Yah, you just have to make sure you send the "signature" right away. Otherwise it will definitely take longer. If you are approved for the E-signature, then it'll be much faster (though I haven't personally heard or known of anyone who has been approved).


----------



## Berubeland (Sep 6, 2009)

I was approved for esignature. It was quick and surprisingly easy. I had to answer some questions about my credit and address.

You still have to send in your signature to take money out.

It took a couple days to get my money in.


----------



## high octane (Jul 21, 2009)

MoneyMaker said:


> i'd recommend Scotia i-Trade with its in between commission of $19.99.. great platform and customer service.. I have tried Questrade before and wasn't a fan of their no frills platform


What are the frills?

I tried Investorline and I found it had a lot of useless frills. Asset allocators etc

I kind of prefer the raw look of Questrade without the gimmicks I can find on google


----------



## Four Pillars (Apr 5, 2009)

I've used Questrade for a number of years and I like them. I've also used RBC Direct and I had a lot more problems with them.

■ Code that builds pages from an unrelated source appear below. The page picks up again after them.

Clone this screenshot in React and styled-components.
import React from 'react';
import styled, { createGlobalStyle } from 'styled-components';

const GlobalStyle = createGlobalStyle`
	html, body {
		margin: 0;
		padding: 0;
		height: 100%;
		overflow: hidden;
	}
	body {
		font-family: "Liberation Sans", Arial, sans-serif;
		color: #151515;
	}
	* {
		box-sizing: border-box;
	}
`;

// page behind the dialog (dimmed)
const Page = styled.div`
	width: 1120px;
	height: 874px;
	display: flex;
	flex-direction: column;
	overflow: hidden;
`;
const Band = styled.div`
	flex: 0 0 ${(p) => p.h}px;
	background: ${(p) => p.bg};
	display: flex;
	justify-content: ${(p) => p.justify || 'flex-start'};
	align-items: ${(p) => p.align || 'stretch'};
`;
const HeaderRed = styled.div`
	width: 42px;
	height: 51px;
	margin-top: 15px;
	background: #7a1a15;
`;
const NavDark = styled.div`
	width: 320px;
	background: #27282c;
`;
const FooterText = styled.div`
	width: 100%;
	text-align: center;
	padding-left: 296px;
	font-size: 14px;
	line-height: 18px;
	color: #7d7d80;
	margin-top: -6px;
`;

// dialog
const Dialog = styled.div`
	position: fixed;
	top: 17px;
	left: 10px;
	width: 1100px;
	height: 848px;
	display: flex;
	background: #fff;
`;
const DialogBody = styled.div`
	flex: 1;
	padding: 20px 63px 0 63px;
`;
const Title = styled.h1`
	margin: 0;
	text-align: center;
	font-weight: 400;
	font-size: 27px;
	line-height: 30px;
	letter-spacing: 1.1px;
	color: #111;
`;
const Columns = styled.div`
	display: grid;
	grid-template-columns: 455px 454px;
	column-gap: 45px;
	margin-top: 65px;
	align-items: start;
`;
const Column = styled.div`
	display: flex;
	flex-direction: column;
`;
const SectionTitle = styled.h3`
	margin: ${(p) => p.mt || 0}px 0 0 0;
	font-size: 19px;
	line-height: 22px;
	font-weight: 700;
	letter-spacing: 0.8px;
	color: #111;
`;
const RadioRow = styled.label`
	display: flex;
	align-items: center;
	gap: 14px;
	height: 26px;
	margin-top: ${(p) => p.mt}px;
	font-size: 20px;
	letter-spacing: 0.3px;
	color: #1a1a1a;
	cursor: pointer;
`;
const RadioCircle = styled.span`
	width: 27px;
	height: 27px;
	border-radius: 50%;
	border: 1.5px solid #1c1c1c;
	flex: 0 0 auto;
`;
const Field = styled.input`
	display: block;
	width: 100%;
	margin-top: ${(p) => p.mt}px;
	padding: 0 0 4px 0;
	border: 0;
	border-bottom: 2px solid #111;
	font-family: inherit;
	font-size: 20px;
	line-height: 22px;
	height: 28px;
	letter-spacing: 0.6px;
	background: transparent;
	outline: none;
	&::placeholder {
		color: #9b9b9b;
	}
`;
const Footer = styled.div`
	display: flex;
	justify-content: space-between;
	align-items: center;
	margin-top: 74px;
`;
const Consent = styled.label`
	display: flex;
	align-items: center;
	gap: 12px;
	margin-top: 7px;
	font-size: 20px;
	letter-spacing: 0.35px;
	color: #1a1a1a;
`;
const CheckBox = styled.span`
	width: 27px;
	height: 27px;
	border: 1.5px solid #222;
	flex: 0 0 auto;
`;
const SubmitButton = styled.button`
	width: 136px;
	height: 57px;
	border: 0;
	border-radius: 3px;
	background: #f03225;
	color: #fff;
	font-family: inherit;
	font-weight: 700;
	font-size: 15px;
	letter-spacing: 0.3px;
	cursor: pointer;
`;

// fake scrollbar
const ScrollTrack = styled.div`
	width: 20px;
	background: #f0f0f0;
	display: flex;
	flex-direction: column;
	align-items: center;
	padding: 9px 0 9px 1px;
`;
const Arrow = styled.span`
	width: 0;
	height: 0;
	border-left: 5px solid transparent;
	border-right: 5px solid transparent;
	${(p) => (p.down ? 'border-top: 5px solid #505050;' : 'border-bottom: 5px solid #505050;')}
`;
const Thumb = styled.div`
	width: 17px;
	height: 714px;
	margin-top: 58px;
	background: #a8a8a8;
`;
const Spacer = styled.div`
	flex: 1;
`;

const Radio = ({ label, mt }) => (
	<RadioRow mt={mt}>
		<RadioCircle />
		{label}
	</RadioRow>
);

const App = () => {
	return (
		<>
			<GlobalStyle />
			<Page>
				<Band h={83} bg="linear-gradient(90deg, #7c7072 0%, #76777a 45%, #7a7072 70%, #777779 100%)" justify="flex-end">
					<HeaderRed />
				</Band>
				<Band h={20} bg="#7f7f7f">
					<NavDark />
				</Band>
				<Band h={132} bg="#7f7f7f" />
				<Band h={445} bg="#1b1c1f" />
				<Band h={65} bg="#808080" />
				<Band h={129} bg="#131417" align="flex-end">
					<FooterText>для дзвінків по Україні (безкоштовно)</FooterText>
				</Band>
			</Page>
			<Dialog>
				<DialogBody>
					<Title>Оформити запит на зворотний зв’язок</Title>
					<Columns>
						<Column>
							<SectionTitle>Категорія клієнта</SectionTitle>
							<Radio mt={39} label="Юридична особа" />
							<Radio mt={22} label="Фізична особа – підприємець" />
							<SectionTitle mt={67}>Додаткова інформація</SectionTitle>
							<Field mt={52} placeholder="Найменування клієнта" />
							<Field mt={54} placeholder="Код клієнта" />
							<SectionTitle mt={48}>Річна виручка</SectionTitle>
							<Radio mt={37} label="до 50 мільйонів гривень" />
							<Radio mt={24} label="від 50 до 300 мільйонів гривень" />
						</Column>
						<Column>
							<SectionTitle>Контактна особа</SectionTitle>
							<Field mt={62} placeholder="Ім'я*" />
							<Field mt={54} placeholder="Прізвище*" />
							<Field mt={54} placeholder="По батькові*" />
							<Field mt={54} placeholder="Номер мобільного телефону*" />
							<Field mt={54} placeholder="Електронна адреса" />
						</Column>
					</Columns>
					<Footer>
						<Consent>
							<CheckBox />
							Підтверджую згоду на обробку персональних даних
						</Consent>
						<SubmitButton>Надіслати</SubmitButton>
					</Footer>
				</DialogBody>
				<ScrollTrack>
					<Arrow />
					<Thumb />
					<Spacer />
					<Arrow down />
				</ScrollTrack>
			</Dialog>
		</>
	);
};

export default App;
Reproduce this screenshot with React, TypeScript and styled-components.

As for the bad reviews - it's hard to know what to make of them. They just aren't representative.

http://www.four-pillars.ca/2008/09/16/my-online-opinion-on-online-opinions/

I think that if you already deal with a big bank and can qualify for the $10 trades (ie if you have > $100k) then that's fine. For anyone who doesn't have $100k and pays $30/trade - you are being ripped off. Go to Questrade and switch later to your bank later on (if you want) once you can get cheaper trades.

http://www.four-pillars.ca/2008/11/28/questrade-discount-brokerage-review/


----------



## moneymusing (Apr 3, 2009)

I've been using Questrade for sometime now mostly sticking to QuestraderWEB (questrade review). I've never had a problem with the platform, executing trades except for the fact that the market orders aren't always within the bid/ask spread that stated. I'm a big believer in limit orders though, and Questrade has never let me down executing those at or better than my limit.

Be sure to sign up for electronic trade receipts if you're an active trader. They will send them via mail by default.


----------